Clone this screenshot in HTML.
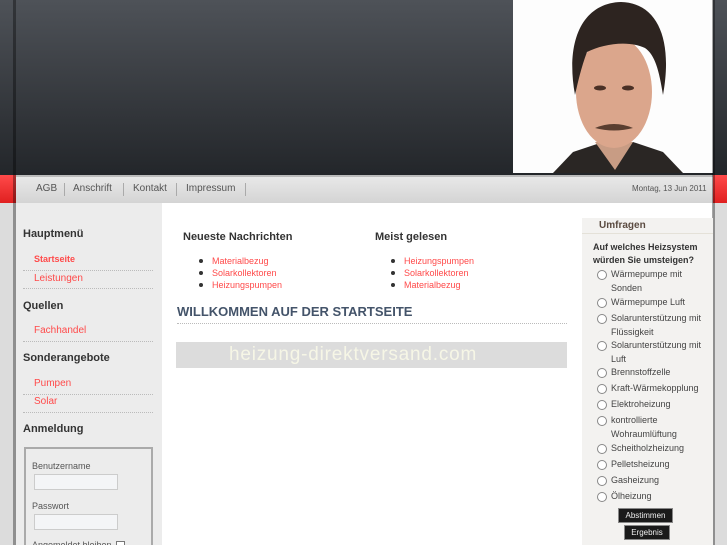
<!DOCTYPE html>
<html style="overflow:hidden;height:545px"><head><meta charset="utf-8"><style>
*{margin:0;padding:0;box-sizing:border-box}
body{width:727px;height:545px;overflow:hidden;position:relative;background:#dcdcdc;font-family:"Liberation Sans",sans-serif;}
.abs{position:absolute}
.hdr{left:0;top:0;width:727px;height:175px;background:linear-gradient(#4e5258,#23262a)}
.shl{left:13px;top:0;width:3px;height:545px;background:rgba(0,0,0,.35)}
.shr{left:712px;top:0;width:3px;height:545px;background:rgba(0,0,0,.35)}
.red{top:175px;height:28px;background:linear-gradient(#ff4a4a,#e02020)}
.nav{left:16px;top:175px;width:697px;height:28px;background:linear-gradient(#e8e8e8,#d4d4d4);border-top:2px solid #bbb;font-size:10px;color:#555}
.nav span{position:absolute;top:6px}
.sep{position:absolute;top:6px;width:1px;height:13px;background:#aaa}
.side{left:16px;top:203px;width:146px;height:342px;background:#ececec}
.main{left:162px;top:203px;width:551px;height:342px;background:#fff}
h3{position:absolute;font-size:11px;font-weight:bold;color:#333}
.lnk{position:absolute;font-size:10px;color:#ff4a4a}
.dot{position:absolute;height:1px;border-top:1px dotted #bbb}
ul{position:absolute;font-size:9px;color:#ff4a4a;line-height:12px;list-style:none}
ul li:before{content:"";display:inline-block;width:4px;height:4px;border-radius:2px;background:#333;margin:0 9px 1px -13px;vertical-align:middle}
.poll{left:582px;top:218px;width:131px;height:327px;background:#f3f2f0}
.opt{position:absolute;left:597px;font-size:9px;color:#444;line-height:14px}
.opt:before{content:"";position:absolute;left:0;top:3px;width:8px;height:8px;border:1px solid #888;border-radius:50%;background:#fff}
.opt span{display:block;padding-left:14px}
.btn{position:absolute;background:#1a1a1a;color:#eee;font-size:8px;text-align:center;line-height:13px;border:1px solid #888}
</style></head><body>
<div class="abs hdr"></div>
<div class="abs red" style="left:0;width:16px"></div>
<div class="abs red" style="left:713px;width:14px"></div>
<div class="abs" style="left:513px;top:0;width:200px;height:173px;background:#fdfdfd;overflow:hidden">
<svg width="200" height="173" viewBox="0 0 200 173">
<path d="M40 173 L60 152 L90 142 L120 142 L150 152 L170 173Z" fill="#2a2624"/>
<path d="M82 142 L102 170 L120 142Z" fill="#c89c84"/>
<ellipse cx="101" cy="92" rx="38" ry="56" fill="#dba68c"/>
<path d="M62 95 C52 40 70 3 108 2 C145 3 160 40 150 95 C146 70 142 55 132 48 C115 40 90 44 74 52 C68 68 65 82 62 95Z" fill="#2d2420"/>
<path d="M82 128 Q101 120 120 128 Q101 133 82 128Z" fill="#5a3e30"/>
<ellipse cx="87" cy="88" rx="6" ry="2.5" fill="#4a3026"/><ellipse cx="115" cy="88" rx="6" ry="2.5" fill="#4a3026"/>
</svg></div>
<div class="abs nav">
<span style="left:20px">AGB</span><div class="sep" style="left:48px"></div>
<span style="left:57px">Anschrift</span><div class="sep" style="left:107px"></div>
<span style="left:117px">Kontakt</span><div class="sep" style="left:160px"></div>
<span style="left:170px">Impressum</span><div class="sep" style="left:229px"></div>
<span style="left:616px;font-size:8px;top:7px">Montag, 13 Jun 2011</span>
</div>
<div class="abs side"></div>
<div class="abs main"></div>
<div class="abs shl"></div><div class="abs shr"></div>

<h3 style="left:23px;top:228px">Hauptmenü</h3>
<div class="lnk" style="left:34px;top:254px;font-weight:bold;font-size:9px">Startseite</div>
<div class="dot" style="left:23px;top:270px;width:130px"></div>
<div class="lnk" style="left:34px;top:273px">Leistungen</div>
<div class="dot" style="left:23px;top:288px;width:130px"></div>
<h3 style="left:23px;top:300px">Quellen</h3>
<div class="lnk" style="left:34px;top:325px">Fachhandel</div>
<div class="dot" style="left:23px;top:341px;width:130px"></div>
<h3 style="left:23px;top:352px">Sonderangebote</h3>
<div class="lnk" style="left:34px;top:378px">Pumpen</div>
<div class="dot" style="left:23px;top:394px;width:130px"></div>
<div class="lnk" style="left:34px;top:396px">Solar</div>
<div class="dot" style="left:23px;top:412px;width:130px"></div>
<h3 style="left:23px;top:423px">Anmeldung</h3>
<div class="abs" style="left:24px;top:447px;width:129px;height:110px;border:2px solid #aaa"></div>
<div class="abs" style="left:32px;top:461px;font-size:9px;color:#555">Benutzername</div>
<div class="abs" style="left:34px;top:474px;width:84px;height:16px;background:#f4f5f7;border:1px solid #ccc"></div>
<div class="abs" style="left:32px;top:501px;font-size:9px;color:#555">Passwort</div>
<div class="abs" style="left:34px;top:514px;width:84px;height:16px;background:#f4f5f7;border:1px solid #ccc"></div>
<div class="abs" style="left:32px;top:540px;font-size:9px;color:#555">Angemeldet bleiben</div>
<div class="abs" style="left:116px;top:541px;width:9px;height:9px;border:1px solid #777;background:#fff"></div>

<h3 style="left:183px;top:231px">Neueste Nachrichten</h3>
<ul style="left:212px;top:255px"><li>Materialbezug</li><li>Solarkollektoren</li><li>Heizungspumpen</li></ul>
<h3 style="left:375px;top:231px">Meist gelesen</h3>
<ul style="left:404px;top:255px"><li>Heizungspumpen</li><li>Solarkollektoren</li><li>Materialbezug</li></ul>
<div class="abs" style="left:177px;top:304px;font-size:13px;font-weight:bold;color:#44546a">WILLKOMMEN AUF DER STARTSEITE</div>
<div class="dot" style="left:177px;top:323px;width:390px"></div>
<div class="abs" style="left:176px;top:342px;width:391px;height:26px;background:#dcdcdc;color:#f6f6e6;font-size:19px;line-height:26px;padding-left:53px;letter-spacing:0.8px">heizung-direktversand.com</div>

<div class="abs poll"></div>
<div class="abs" style="left:582px;top:233px;width:131px;border-top:1px solid #e4e1d8"></div>
<div class="abs" style="left:599px;top:220px;font-size:10px;font-weight:bold;color:#5a4a40">Umfragen</div>
<div class="abs" style="left:593px;top:241px;font-size:9px;font-weight:bold;color:#333;line-height:13px">Auf welches Heizsystem<br>würden Sie umsteigen?</div>
<div class="opt" style="top:267px"><span>Wärmepumpe mit<br>Sonden</span></div>
<div class="opt" style="top:295px"><span>Wärmepumpe Luft</span></div>
<div class="opt" style="top:311px"><span>Solarunterstützung mit<br>Flüssigkeit</span></div>
<div class="opt" style="top:338px"><span>Solarunterstützung mit<br>Luft</span></div>
<div class="opt" style="top:365px"><span>Brennstoffzelle</span></div>
<div class="opt" style="top:381px"><span>Kraft-Wärmekopplung</span></div>
<div class="opt" style="top:397px"><span>Elektroheizung</span></div>
<div class="opt" style="top:413px"><span>kontrollierte<br>Wohraumlüftung</span></div>
<div class="opt" style="top:441px"><span>Scheitholzheizung</span></div>
<div class="opt" style="top:457px"><span>Pelletsheizung</span></div>
<div class="opt" style="top:473px"><span>Gasheizung</span></div>
<div class="opt" style="top:489px"><span>Ölheizung</span></div>
<div class="btn" style="left:618px;top:508px;width:55px">Abstimmen</div>
<div class="btn" style="left:624px;top:525px;width:46px">Ergebnis</div>
</body></html>
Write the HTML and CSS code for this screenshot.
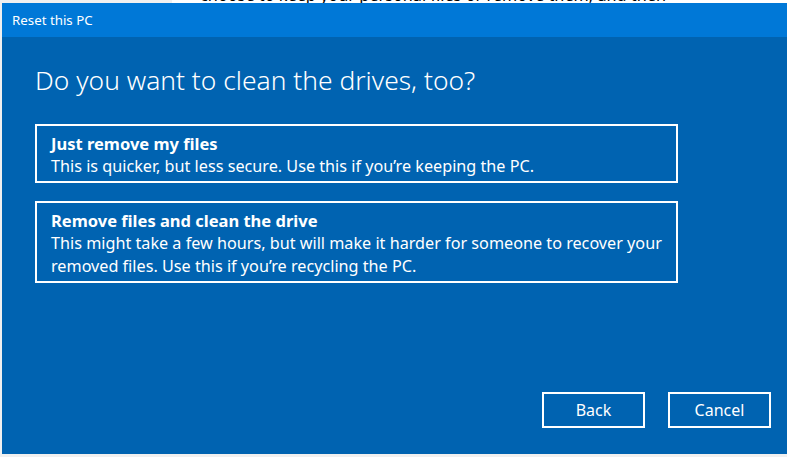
FILE: index.html
```html
<!DOCTYPE html>
<html>
<head>
<meta charset="utf-8">
<link rel="stylesheet" href="styles.css">
</head>
<body>
<div class="backdrop">
  <div class="backdrop-white">
    <p class="backdrop-text">choose to keep your personal files or remove them, and then</p>
  </div>
</div>
<div class="dialog">
  <div class="titlebar">Reset this PC</div>
  <div class="content">
    <h1 class="heading">Do you want to clean the drives, too?</h1>
    <div class="options">
      <div class="option">
        <div class="option-title">Just remove my files</div>
        <div class="option-desc">This is quicker, but less secure. Use this if you’re keeping the PC.</div>
      </div>
      <div class="option">
        <div class="option-title">Remove files and clean the drive</div>
        <div class="option-desc">This might take a few hours, but will make it harder for someone to recover your removed files. Use this if you’re recycling the PC.</div>
      </div>
    </div>
    <div class="actions">
      <button class="btn">Back</button>
      <button class="btn">Cancel</button>
    </div>
  </div>
</div>
</body>
</html>
```
FILE: styles.css
```css
html, body {
  margin: 0;
  padding: 0;
}
body {
  background: #f0f0f0;
  width: 787px;
  height: 457px;
  overflow: hidden;
  font-family: "Noto Sans", "Open Sans", sans-serif;
}
.backdrop {
  height: 3px;
  overflow: hidden;
  display: flex;
}
.backdrop-white {
  margin-left: 172px;
  flex: 1;
  background: #ffffff;
  overflow: hidden;
}
.backdrop-text {
  margin: -15px 0 0 28px;
  font-size: 16.3px;
  line-height: 20px;
  color: #000;
  white-space: nowrap;
}
.dialog {
  margin-left: 2px;
  width: 785px;
  height: 451px;
  background: #0063b1;
  display: flex;
  flex-direction: column;
  color: #fff;
}
.titlebar {
  height: 34px;
  background: #0078d7;
  padding-left: 10px;
  font-size: 13.3px;
  line-height: 34px;
  box-sizing: border-box;
}
.content {
  flex: 1;
  display: flex;
  flex-direction: column;
  padding: 0 16px 26px 33px;
}
.heading {
  margin: 25px 0 0 0;
  font-weight: 300;
  font-size: 26.4px;
  line-height: 36px;
}
.options {
  display: flex;
  flex-direction: column;
  gap: 18px;
  margin-top: 26px;
  width: 643px;
}
.option {
  border: 2px solid #fff;
  padding: 6px 8px 3px 14px;
  font-size: 16.2px;
  line-height: 23px;
}
.option-title {
  font-weight: 700;
  font-size: 16.5px;
}
.actions {
  margin-top: auto;
  display: flex;
  justify-content: flex-end;
  gap: 23px;
}
.btn {
  width: 103px;
  height: 36px;
  background: transparent;
  border: 2px solid #fff;
  color: #fff;
  font-family: inherit;
  font-size: 16px;
  padding: 0;
}
```
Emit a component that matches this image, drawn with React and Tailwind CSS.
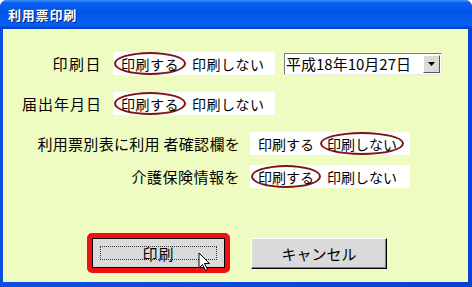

------------------------------------

-- STATED GOAL --
Return all the lines that contain the string "this".

-- REPLY TO THE EXERCISE --
Clone this screenshot in HTML.
Write the HTML and CSS code for this screenshot.
  <div class="titlebar">Reset this PC</div>
        <div class="option-desc">This is quicker, but less secure. Use this if you’re keeping the PC.</div>
        <div class="option-desc">This might take a few hours, but will make it harder for someone to recover your removed files. Use this if you’re recycling the PC.</div>
Emit a component that matches this image, drawn with React and Tailwind CSS.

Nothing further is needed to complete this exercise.